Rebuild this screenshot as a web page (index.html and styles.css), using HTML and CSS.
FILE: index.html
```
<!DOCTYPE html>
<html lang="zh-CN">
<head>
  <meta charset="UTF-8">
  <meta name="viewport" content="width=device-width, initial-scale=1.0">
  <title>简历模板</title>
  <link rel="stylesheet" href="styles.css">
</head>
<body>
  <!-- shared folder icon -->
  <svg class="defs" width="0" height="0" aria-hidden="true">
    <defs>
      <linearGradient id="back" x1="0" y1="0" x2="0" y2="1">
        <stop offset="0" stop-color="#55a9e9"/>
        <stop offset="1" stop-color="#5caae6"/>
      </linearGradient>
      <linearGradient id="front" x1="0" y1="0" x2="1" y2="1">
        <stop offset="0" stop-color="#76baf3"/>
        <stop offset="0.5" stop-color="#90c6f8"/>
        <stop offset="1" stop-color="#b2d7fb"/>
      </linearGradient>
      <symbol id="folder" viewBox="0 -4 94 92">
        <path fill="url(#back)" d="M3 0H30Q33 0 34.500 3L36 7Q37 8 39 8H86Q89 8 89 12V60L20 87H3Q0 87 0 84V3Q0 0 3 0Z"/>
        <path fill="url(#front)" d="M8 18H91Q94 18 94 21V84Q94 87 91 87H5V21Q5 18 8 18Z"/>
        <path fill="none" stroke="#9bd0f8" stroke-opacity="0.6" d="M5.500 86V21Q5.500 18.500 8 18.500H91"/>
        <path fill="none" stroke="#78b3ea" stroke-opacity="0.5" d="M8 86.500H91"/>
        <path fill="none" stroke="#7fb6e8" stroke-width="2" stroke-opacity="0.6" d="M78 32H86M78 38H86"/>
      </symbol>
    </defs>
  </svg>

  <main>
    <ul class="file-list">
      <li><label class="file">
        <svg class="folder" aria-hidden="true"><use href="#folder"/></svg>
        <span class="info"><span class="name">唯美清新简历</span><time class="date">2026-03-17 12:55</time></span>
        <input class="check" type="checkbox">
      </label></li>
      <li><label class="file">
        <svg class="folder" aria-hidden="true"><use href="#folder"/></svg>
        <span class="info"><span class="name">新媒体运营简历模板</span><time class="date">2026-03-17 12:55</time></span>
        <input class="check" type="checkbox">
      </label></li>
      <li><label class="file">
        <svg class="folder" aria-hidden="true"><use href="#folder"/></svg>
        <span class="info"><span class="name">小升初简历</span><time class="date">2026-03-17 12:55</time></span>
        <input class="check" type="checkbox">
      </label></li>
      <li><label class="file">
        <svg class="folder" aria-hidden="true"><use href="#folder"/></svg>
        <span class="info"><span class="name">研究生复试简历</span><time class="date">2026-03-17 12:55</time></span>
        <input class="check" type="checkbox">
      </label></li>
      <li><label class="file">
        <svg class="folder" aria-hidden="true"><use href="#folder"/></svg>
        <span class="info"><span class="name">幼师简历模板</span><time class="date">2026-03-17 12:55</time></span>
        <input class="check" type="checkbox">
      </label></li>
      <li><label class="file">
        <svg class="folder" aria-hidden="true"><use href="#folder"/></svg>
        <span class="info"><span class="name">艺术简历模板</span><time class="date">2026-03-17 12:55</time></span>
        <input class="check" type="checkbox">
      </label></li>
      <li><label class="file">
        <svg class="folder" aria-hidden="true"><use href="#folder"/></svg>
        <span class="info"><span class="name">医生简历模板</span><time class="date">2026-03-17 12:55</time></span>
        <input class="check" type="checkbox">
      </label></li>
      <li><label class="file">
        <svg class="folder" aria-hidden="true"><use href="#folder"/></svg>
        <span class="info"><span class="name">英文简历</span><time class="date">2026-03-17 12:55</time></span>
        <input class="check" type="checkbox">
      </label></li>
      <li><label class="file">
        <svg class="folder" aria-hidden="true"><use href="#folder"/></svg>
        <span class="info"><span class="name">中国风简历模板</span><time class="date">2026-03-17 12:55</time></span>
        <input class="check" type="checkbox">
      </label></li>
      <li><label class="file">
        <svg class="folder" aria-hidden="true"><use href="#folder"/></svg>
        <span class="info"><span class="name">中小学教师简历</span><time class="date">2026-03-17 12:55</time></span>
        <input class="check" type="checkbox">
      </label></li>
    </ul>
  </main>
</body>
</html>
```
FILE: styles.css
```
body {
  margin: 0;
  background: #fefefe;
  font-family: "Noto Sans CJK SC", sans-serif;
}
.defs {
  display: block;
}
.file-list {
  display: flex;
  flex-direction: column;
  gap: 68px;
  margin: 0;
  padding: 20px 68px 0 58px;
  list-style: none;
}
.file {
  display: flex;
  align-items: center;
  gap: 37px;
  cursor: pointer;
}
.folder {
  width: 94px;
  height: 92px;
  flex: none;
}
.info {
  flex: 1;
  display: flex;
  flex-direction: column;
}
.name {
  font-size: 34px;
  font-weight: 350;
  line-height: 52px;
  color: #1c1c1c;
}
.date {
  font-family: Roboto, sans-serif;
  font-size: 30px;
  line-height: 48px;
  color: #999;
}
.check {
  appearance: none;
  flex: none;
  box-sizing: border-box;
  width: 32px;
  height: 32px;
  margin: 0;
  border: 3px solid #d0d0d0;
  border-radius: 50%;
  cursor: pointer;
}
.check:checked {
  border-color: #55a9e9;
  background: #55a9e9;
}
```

==

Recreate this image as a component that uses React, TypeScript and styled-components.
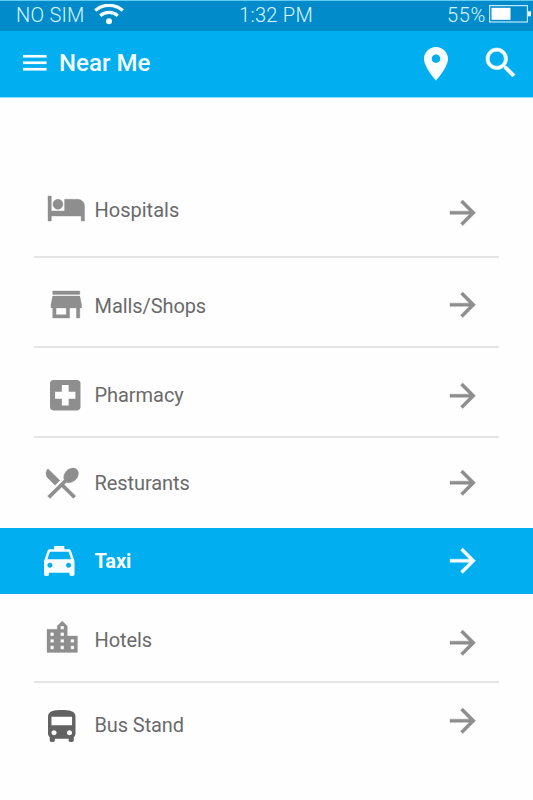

** Task instructions **
Using the records above, copy every line that has the word "html" in it.

** Final result **
Rebuild this screenshot as a web page (index.html and styles.css), using HTML and CSS.
FILE: index.html
<!DOCTYPE html>
<html lang="zh-CN">
</html>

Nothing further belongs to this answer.